Ashland CEO Shakti C’Ganti with Mateo Apartment Homes at 2007 Springcrest Drive and Birch Apartment Homes at 12610 Jupiter Road (Getty, Ashland Greene,)

Ashland Greene, once one of the state’s fastest-growing multifamily firms, is facing foreclosure on a four-property portfolio in Dallas-Fort Worth. 

Shakti C’Ganti’s Dallas-based firm allegedly defaulted on a $177 million loan from Blackstone, according to Roddy’s Foreclosure Listing Service. 

The debt is tied to Mateo Apartment Homes, at 2007 Springcrest Drive in Arlington; Birch Apartment Homes, at 12610 Jupiter Road in Dallas; Hawk Apartment Homes, at 4525 West Pioneer Drive in Irving; and Knowlton Apartment Homes at 5800 Northwest Drive in Mesquite. The portfolio totals 1,530 units. 

Ashland used what’s known as the “traveling” housing finance corporation loophole to secure property tax exemptions for Birch, Hawk and Knowlton last spring.
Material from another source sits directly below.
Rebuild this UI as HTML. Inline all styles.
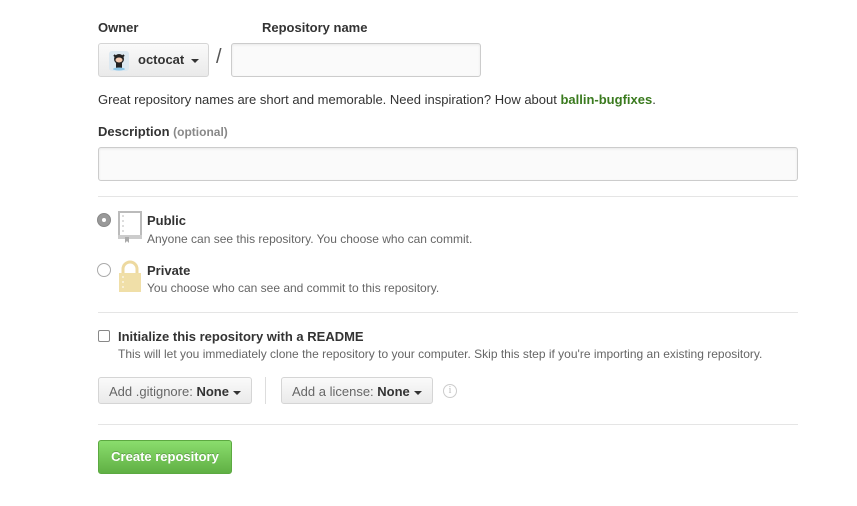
<!DOCTYPE html>
<html><head><style>
*{box-sizing:border-box;margin:0;padding:0}
body{width:857px;height:506px;background:#fff;font-family:"Liberation Sans",Arial,sans-serif;font-size:13px;color:#333;position:relative;overflow:hidden}
.a{position:absolute}
b{font-weight:bold}
.lbl{font-weight:bold;font-size:13px;color:#333}
.btn{position:absolute;border:1px solid #d5d5d5;border-radius:3px;background:linear-gradient(#fafafa,#eaeaea);height:32px}
.inp{position:absolute;border:1px solid #ccc;border-radius:3px;background:#fafafa;box-shadow:inset 0 1px 2px rgba(0,0,0,.075)}
.hr{position:absolute;left:98px;width:700px;height:1px;background:#e5e5e5}
.caret{display:inline-block;width:0;height:0;border-left:4px solid transparent;border-right:4px solid transparent;border-top:4px solid #333;vertical-align:middle;margin-left:4px}
.small{font-size:12px;color:#666}
</style></head><body>
<div class="a lbl" style="left:98px;top:20px">Owner</div>
<div class="a lbl" style="left:262px;top:20px">Repository name</div>
<div class="btn" style="left:98px;top:43px;width:111px;height:34px">
 <div class="a" style="left:10px;top:7px;width:20px;height:20px;border-radius:3px;background:#dde8f0">
  <svg width="20" height="20" viewBox="0 0 20 20"><circle cx="10" cy="8" r="5" fill="#222"/><path d="M5 4l2 2M15 4l-2 2" stroke="#222" stroke-width="2"/><ellipse cx="10" cy="9" rx="3.5" ry="2.5" fill="#f4cbb2"/><rect x="7" y="12" width="6" height="5" fill="#222"/><ellipse cx="10" cy="18" rx="6" ry="1.5" fill="#8cc6e8"/></svg>
 </div>
 <div class="a" style="left:39px;top:8px;font-weight:bold;font-size:13px">octocat<span class="caret" style="margin-left:7px"></span></div>
</div>
<div class="a" style="left:216px;top:46px;font-size:20px;color:#555">/</div>
<div class="inp" style="left:231px;top:43px;width:250px;height:34px"></div>
<div class="a" style="left:98px;top:92px">Great repository names are short and memorable. Need inspiration? How about <b style="color:#3a7a1e">ballin-bugfixes</b>.</div>
<div class="a lbl" style="left:98px;top:124px">Description <span style="color:#888;font-size:12px">(optional)</span></div>
<div class="inp" style="left:98px;top:147px;width:700px;height:34px"></div>
<div class="hr" style="top:196px"></div>
<div class="a" style="left:97px;top:213px;width:14px;height:14px;border-radius:50%;background:#999;border:1px solid #888"><div class="a" style="left:4px;top:4px;width:4px;height:4px;border-radius:50%;background:#fff"></div></div>
<svg class="a" style="left:117px;top:211px" width="26" height="32" viewBox="0 0 26 32"><rect x="2" y="1" width="22" height="26" fill="none" stroke="#bbb" stroke-width="2"/><path d="M6 4v2M6 9v2M6 14v2M6 19v2" stroke="#bbb"/><rect x="1" y="24" width="24" height="4" fill="#ccc"/><path d="M8 26v6l2-2 2 2v-6z" fill="#aaa"/></svg>
<div class="a" style="left:147px;top:213px;font-weight:bold">Public</div>
<div class="a small" style="left:147px;top:232px">Anyone can see this repository. You choose who can commit.</div>
<div class="a" style="left:97px;top:263px;width:14px;height:14px;border-radius:50%;background:#fff;border:1px solid #aaa"></div>
<svg class="a" style="left:117px;top:260px" width="26" height="32" viewBox="0 0 26 32"><path d="M6 14V9a7 7 0 0 1 14 0v5" fill="none" stroke="#edd9a0" stroke-width="3"/><rect x="2" y="13" width="22" height="19" fill="#f0dfa8"/><path d="M6 16v2M6 21v2M6 26v2" stroke="#fff"/></svg>
<div class="a" style="left:147px;top:263px;font-weight:bold">Private</div>
<div class="a small" style="left:147px;top:281px">You choose who can see and commit to this repository.</div>
<div class="hr" style="top:312px"></div>
<div class="a" style="left:98px;top:330px;width:12px;height:12px;border:1px solid #888;border-radius:2px;background:#fff"></div>
<div class="a" style="left:118px;top:329px;font-weight:bold">Initialize this repository with a README</div>
<div class="a small" style="left:118px;top:347px">This will let you immediately clone the repository to your computer. Skip this step if you're importing an existing repository.</div>
<div class="btn" style="left:98px;top:377px;width:154px;height:27px"><div class="a" style="left:10px;top:6px;color:#666">Add .gitignore: <b style="color:#333">None</b><span class="caret"></span></div></div>
<div class="a" style="left:265px;top:377px;width:1px;height:27px;background:#ddd"></div>
<div class="btn" style="left:281px;top:377px;width:152px;height:27px"><div class="a" style="left:10px;top:6px;color:#666">Add a license: <b style="color:#333">None</b><span class="caret"></span></div></div>
<div class="a" style="left:443px;top:384px;width:14px;height:14px;border:1px solid #ccc;border-radius:50%;color:#bbb;font-size:10px;text-align:center;line-height:12px;font-family:'Liberation Serif',serif">i</div>
<div class="hr" style="top:424px"></div>
<div class="a" style="left:98px;top:440px;width:134px;height:34px;border:1px solid #5ca941;border-radius:3px;background:linear-gradient(#8add6d,#60b044);color:#fff;font-weight:bold;text-align:center;line-height:32px;text-shadow:0 -1px 0 rgba(0,0,0,.2)">Create repository</div>
</body></html>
The firm sold the properties to Pecos Housing Finance Corporation, which is over 400 miles from Dallas, and leased the ground.

The program, which aimed to incentivize investors and developers to offer affordable apartments, became a popular cost-cutting tool for struggling syndicators, allowing them to wipe hundreds of millions of dollars worth of property off tax rolls without the knowledge of local taxing districts.

House Bill 21, which was signed in May 2025, closed the loophole and consequently set off a wave of distress when appraisal districts started revoking exemptions for operators who used it, but C’Ganti said the exemption for these three properties remains intact.

C’Ganti told The Real Deal that Ashland is in “constructive dialogue” with Blackstone, and efforts to modify the loan are ongoing. If the lender and borrower don’t work something out by Tuesday, the portfolio will hit the auction block. 

Ashland purchased the four properties in January 2022 at the “top of the market,” C’Ganti said. 

“It made all the sense in the world when we purchased it with floating-rate debt,” he said. “Obviouslty, like many others, we kind of got caught in the cycle.”

Anyone who bought Sun Belt apartment buildings constructed in the 1980s during the third and fourth quarters of 2021 or the first and second quarters of 2022 was buying when prices were at their peak and are now smarting from the rapid rise in interest rates, plus the glut of new supply that’s come online, C’Ganti said. 

C’Ganti’s firm landed on the Inc. 5000 list of fastest-growing companies in the country in mid-2023. Ashland Greene made its first multifamily purchase in 2018 and, in the next five years, quickly assembled a portfolio of more than 6,000 units across North Texas.